Vamos ao roteiro básico da jactância: um procurador do Estado de Minas Gerais estava acomodado no cinema de um shopping em Belo Horizonte. A pipoca e o refrigerante são servidos dentro da sala, naquelas mordomias de sala vip. Você tem direito ao refil assim que termina, entretanto deve voltar para a bomboniere. O procurador não aceita, quer ser reabastecido na sua cadeira. Não pode se mexer por alguns metros, como todos ali. Ele, então, dirige-se para o atendimento disposto a xingar a funcionária e cobrar a injustiça. Repete a sina colonialista do carteiraço: “você não sabe com quem está falando?”.
A atendente não o conhece e apenas responde educadamente: venho seguindo as regras.
Na burocracia da onipotência, ele exige em vão falar com o gerente.
Sem receber as regalias, parte para a ignorância como um animal irado, solta desaforos, tenta agredir, é afastado por seguranças e cospe em direção ao rosto da moça.

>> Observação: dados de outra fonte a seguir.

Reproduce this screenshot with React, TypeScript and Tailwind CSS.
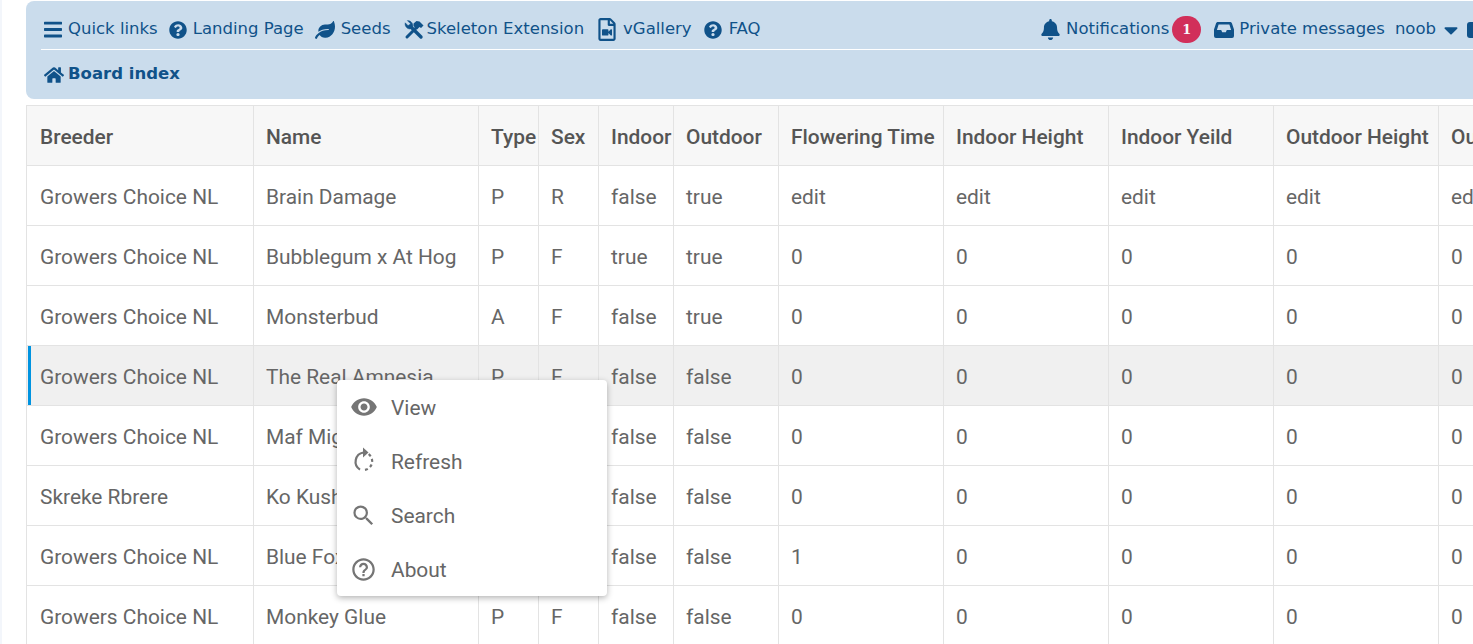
import { FaBars, FaBell, FaCaretDown, FaHome, FaLeaf, FaQuestionCircle, FaRegFileVideo } from 'react-icons/fa'
import { MdHelpOutline, MdSearch, MdVisibility } from 'react-icons/md'

const columns = [
  { label: 'Breeder', width: 'w-[227px]' },
  { label: 'Name', width: 'w-[225px]' },
  { label: 'Type', width: 'w-[60px]' },
  { label: 'Sex', width: 'w-[60px]' },
  { label: 'Indoor', width: 'w-[75px]' },
  { label: 'Outdoor', width: 'w-[105px]' },
  { label: 'Flowering Time', width: 'w-[165px]' },
  { label: 'Indoor Height', width: 'w-[165px]' },
  { label: 'Indoor Yeild', width: 'w-[165px]' },
  { label: 'Outdoor Height', width: 'w-[165px]' },
  { label: 'Outdoor Yeild', width: 'w-[165px]' },
]

const rows = [
  ['Growers Choice NL', 'Brain Damage', 'P', 'R', 'false', 'true', 'edit', 'edit', 'edit', 'edit', 'edit'],
  ['Growers Choice NL', 'Bubblegum x At Hog', 'P', 'F', 'true', 'true', '0', '0', '0', '0', '0'],
  ['Growers Choice NL', 'Monsterbud', 'A', 'F', 'false', 'true', '0', '0', '0', '0', '0'],
  ['Growers Choice NL', 'The Real Amnesia', 'P', 'F', 'false', 'false', '0', '0', '0', '0', '0'],
  ['Growers Choice NL', 'Maf Mighty', 'P', 'F', 'false', 'false', '0', '0', '0', '0', '0'],
  ['Skreke Rbrere', 'Ko Kush', 'P', 'F', 'false', 'false', '0', '0', '0', '0', '0'],
  ['Growers Choice NL', 'Blue Fox', 'P', 'F', 'false', 'false', '1', '0', '0', '0', '0'],
  ['Growers Choice NL', 'Monkey Glue', 'P', 'F', 'false', 'false', '0', '0', '0', '0', '0'],
]

function RefreshIcon() {
  return (
    <svg viewBox="0 0 26 26" className="h-[26px] w-[26px] overflow-visible" fill="none" stroke="#757575" strokeWidth="2.2">
      <path d="M12.5 4.5A9.3 9.3 0 0 0 9 21.6" />
      <path d="M12 -0.5v10L17.5 4.5z" fill="#757575" stroke="none" />
      <path d="M17.6 6.2A8.8 8.8 0 0 1 13.5 22" strokeDasharray="3 2.7" />
    </svg>
  )
}

function ToolsIcon() {
  return (
    <svg viewBox="0 0 20 20" className="mr-[3px] h-5 w-5" fill="none" stroke="currentColor">
      <path d="M6 6l11 11" strokeWidth="3.4" strokeLinecap="round" />
      <path d="M1.2 2.8l3 3 1.8-.4.4-1.8-3-3A5 5 0 0 1 8.4 7.5L6 9A5 5 0 0 1 1.2 2.8z" fill="currentColor" strokeWidth="0.5" />
      <path d="M3 17l9-9" strokeWidth="3" strokeLinecap="round" />
      <path d="M9.5 3.5l3-2.5 3 .5 4 4-2.5 2.5-1.5-1-2.5 2.5-3.5-3.5z" fill="currentColor" stroke="none" />
    </svg>
  )
}

function InboxIcon() {
  return (
    <svg viewBox="0 0 20 16" className="mr-[5px] h-4 w-5" fill="currentColor">
      <path fillRule="evenodd" d="M4 0h12c1 0 1.7.6 2 1.4l2 6.1V14a2 2 0 0 1-2 2H2a2 2 0 0 1-2-2V7.500l2-6.100C2.300.6 3 0 4 0zm.6 2.500L2.900 8h4.300l1 2.200h3.600l1-2.200h4.300l-1.700-5.500z" />
    </svg>
  )
}

export default function App() {
  return (
    <div className="relative h-[644px] w-[1473px] overflow-hidden bg-white font-['Roboto',sans-serif]">
      <div className="h-full w-[1500px] border-l-2 border-[#f3f6fb] pl-6 pt-px">
        <div className="h-[98px] w-full rounded-l-lg bg-[#cadcec] pl-[15px] font-['DejaVu_Sans',sans-serif] text-[16.5px] text-[#105289]">
          <div className="flex h-[49px] items-center border-b border-white pl-[3px] pt-[9px]">
            <span className="flex items-center">
              <FaBars className="mr-[6px] h-[21px] w-[18px]" />
              Quick links
            </span>
            <span className="ml-[11px] flex items-center">
              <FaQuestionCircle className="mr-[6px] h-[18px] w-[18px]" />
              Landing Page
            </span>
            <span className="ml-[11px] flex items-center">
              <FaLeaf className="mr-[6px] h-[20px] w-5" />
              Seeds
            </span>
            <span className="ml-[13px] flex items-center">
              <ToolsIcon />
              Skeleton Extension
            </span>
            <span className="ml-[14px] flex items-center">
              <FaRegFileVideo className="mr-[7px] h-[23px] w-[18px]" />
              vGallery
            </span>
            <span className="ml-[12px] flex items-center">
              <FaQuestionCircle className="mr-[7px] h-[18px] w-[18px]" />
              FAQ
            </span>
            <span className="ml-auto flex items-center">
              <FaBell className="mr-[6px] h-[21px] w-[19px]" />
              Notifications
              <span className="ml-[3px] flex h-[27px] w-[29px] items-center justify-center rounded-full bg-[#d31141] font-['DejaVu_Serif',serif] text-[13px] font-bold text-white opacity-85">
                1
              </span>
            </span>
            <span className="ml-[13px] flex items-center">
              <InboxIcon />
              Private messages
            </span>
            <span className="ml-[10px] flex items-center">
              noob
              <FaCaretDown className="ml-2 h-[24px] w-[14px]" />
            </span>
            <span className="ml-[9px] mr-[15px] h-4 w-[18px] rounded-[3px] bg-[#105289]" />
          </div>
          <div className="flex h-[49px] items-center pl-[3px] font-bold">
            <FaHome className="mr-1 h-[18px] w-[20px]" />
            Board index
          </div>
        </div>

        <table className="mt-[6px] w-[1577px] table-fixed border-collapse text-[20.9px] text-[#666666]">
          <thead>
            <tr className="h-[60px] bg-[#f7f7f7]">
              {columns.map((col, j) => (
                <th key={col.label} className={`${col.width} ${j === 0 ? 'pl-[13px]' : 'pl-3'} overflow-hidden whitespace-nowrap border border-[#e3e3e3] pt-1 text-left font-medium text-[#555555]`}>
                  {col.label}
                </th>
              ))}
            </tr>
          </thead>
          <tbody>
            {rows.map((row, i) => (
              <tr key={i} className={i === 3 ? 'h-[60px] bg-[#f0f0f0]' : 'h-[60px]'}>
                {row.map((cell, j) => (
                  <td key={j} className={`${j === 0 ? 'pl-[13px]' : 'pl-3'} relative overflow-hidden whitespace-nowrap border border-[#e3e3e3] pt-1 text-left font-normal`}>
                    {i === 3 && j === 0 && <span className="absolute bottom-0 left-px top-0 w-[3px] bg-[#0093e0]" />}
                    {cell}
                  </td>
                ))}
              </tr>
            ))}
          </tbody>
        </table>
      </div>

      <div className="absolute left-[337px] top-[380px] w-[270px] rounded bg-white text-[20.9px] text-[#666666] shadow-[0_2px_6px_rgba(0,0,0,0.3)]">
        <div className="flex h-[54px] items-center pl-[13px]">
          <MdVisibility className="h-[28px] w-[28px] text-[#757575]" />
          <span className="ml-[13px] pt-1">View</span>
        </div>
        <div className="flex h-[54px] items-center pl-[14px]">
          <RefreshIcon />
          <span className="ml-[14px] pt-1">Refresh</span>
        </div>
        <div className="flex h-[54px] items-center pl-[13px]">
          <MdSearch className="h-[27px] w-[27px] text-[#757575]" />
          <span className="ml-[14px] pt-1">Search</span>
        </div>
        <div className="flex h-[54px] items-center pl-[13px]">
          <MdHelpOutline className="h-[27px] w-[27px] text-[#757575]" />
          <span className="ml-[14px] pt-1">About</span>
        </div>
      </div>
    </div>
  )
}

Depois, logo ele, que não admitia deixar de ver nem um minuto do filme, abandona a sessão e foge.
Descrevi fatos reais que aconteceram em início de julho. O cidadão foi encontrado pelo CPF que constava na nota. E tudo o que ele fez acabou devidamente gravado.
Ele se retratou publicamente, estabeleceu indenização para a atendente, e agora sofre sindicância profissional para apurar sua má conduta.

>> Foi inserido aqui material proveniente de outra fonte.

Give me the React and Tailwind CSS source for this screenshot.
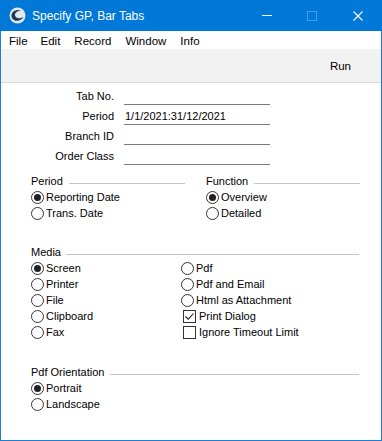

Mas o que eu desejo discutir é que, curiosamente, essas autoridades ou pessoas influentes nunca têm um chilique com o escalão de cima. Jamais explodem com seu chefe, ou com o coordenador de sua função. Sempre produzem um ataque de nervos, uma covardia moral contra alguém desfavorecido.

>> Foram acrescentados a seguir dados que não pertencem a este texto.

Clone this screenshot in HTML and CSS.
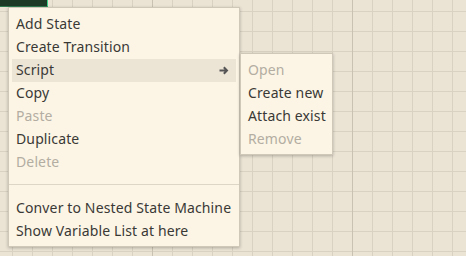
FILE: index.html
```html
<!DOCTYPE html>
<html lang="en">
<head>
    <meta charset="UTF-8">
    <title>State Machine Editor</title>
    <link rel="stylesheet" href="styles.css">
</head>
<body>
    <div class="canvas">
        <div class="node"></div>

        <ul class="menu">
            <li class="item">Add State</li>
            <li class="item">Create Transition</li>
            <li class="item has-sub active">Script
                <svg class="arrow" width="10" height="9" viewBox="0 0 10 9">
                    <path d="M0.5 4.5 H8 M4.8 1.2 L8 4.5 L4.8 7.8" fill="none" stroke="#555" stroke-width="2"/>
                </svg>
                <ul class="menu submenu">
                    <li class="item disabled">Open</li>
                    <li class="item">Create new</li>
                    <li class="item">Attach exist</li>
                    <li class="item disabled">Remove</li>
                </ul>
            </li>
            <li class="item">Copy</li>
            <li class="item disabled">Paste</li>
            <li class="item">Duplicate</li>
            <li class="item disabled">Delete</li>
            <li class="separator"></li>
            <li class="item">Conver to Nested State Machine</li>
            <li class="item">Show Variable List at here</li>
        </ul>
    </div>
</body>
</html>
```

FILE: styles.css
```css
body {
    margin: 0;
    font-family: 'Noto Sans', sans-serif;
    font-size: 14px;
    letter-spacing: 0.13px;
    color: #3a3936;
}

.canvas {
    position: relative;
    width: 466px;
    height: 256px;
    overflow: hidden;
    background-color: #ebe4d5;
    background-image:
        linear-gradient(to right, #c9c2b3 1px, transparent 1px),
        linear-gradient(to right, #d9d2c3 1px, transparent 1px),
        linear-gradient(to bottom, #d9d2c3 1px, transparent 1px);
    background-size: 200px 100%, 20px 20px, 20px 20px;
    background-position: 152px 0, 12px 0, 0 11px;
}

.node {
    width: 47px;
    height: 6px;
    background: #1c3a25;
    border-right: 1px solid #3ed18a;
    border-bottom: 1px solid #2f7a4f;
}

.menu {
    list-style: none;
    margin: 0;
    position: absolute;
    left: 8px;
    top: 7px;
    width: 232px;
    box-sizing: border-box;
    padding: 5px 3px 3px 3px;
    background: #fcf5e5;
    border: 1px solid #cfc8b9;
    box-shadow: 0 1px 3px rgba(0, 0, 0, 0.25);
}

.item {
    position: relative;
    height: 23px;
    line-height: 22px;
    padding-left: 4px;
    white-space: nowrap;
}

.item.active {
    background: #ece5d6;
}

.item.disabled {
    color: #b3ada2;
}

.arrow {
    position: absolute;
    right: 7px;
    top: 7px;
}

.separator {
    margin: 0 -3px 12px;
    height: 11px;
    box-sizing: border-box;
    border-bottom: 1px solid #ddd6c7;
}

.submenu {
    left: calc(100% + 4px);
    top: -6px;
    width: 93px;
    color: #3a3936;
}
```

São surtos seletivos, hierárquicos. Não é tanta loucura assim, não perderam inteiramente a cabeça, porque mantêm o discernimento de quem eles podem atacar, tirando proveito da fragilidade e vulnerabilidade social de suas vítimas.
Escolhem as suas presas do térreo da sociedade.
Não insultam seus pares de prestígio, seus iguais nas fileiras de favores.
Jamais ele cuspiria no governador Romeu Zema. Ou no procurador-geral Paulo Gonet.
Ou seja, são atitudes premeditadas e controladas no interior da raiva.
Se ele não fosse filmado, se ele não registrasse o número do seu documento na nota, pediria desculpa espontaneamente?
Haveria o peso da consciência? Ou o escândalo viral que circulou nas redes sociais é que precipitou a sua súbita e desesperada modéstia?
São acessos de menosprezo e preconceito próprios do elitismo, de abonados que se sentem numa posição superior, tendo como alvo preferencial trabalhadores do dia a dia.
Com infeliz frequência, testemunhamos maus-tratos a motoboys, a entregadores de delivery, a recepcionistas, a vendedores de lojas, a garçons, a frentistas.
Os agressores nem sempre são descobertos, nem sempre existe uma câmera por perto. Estão acostumados com a impunidade das sombras.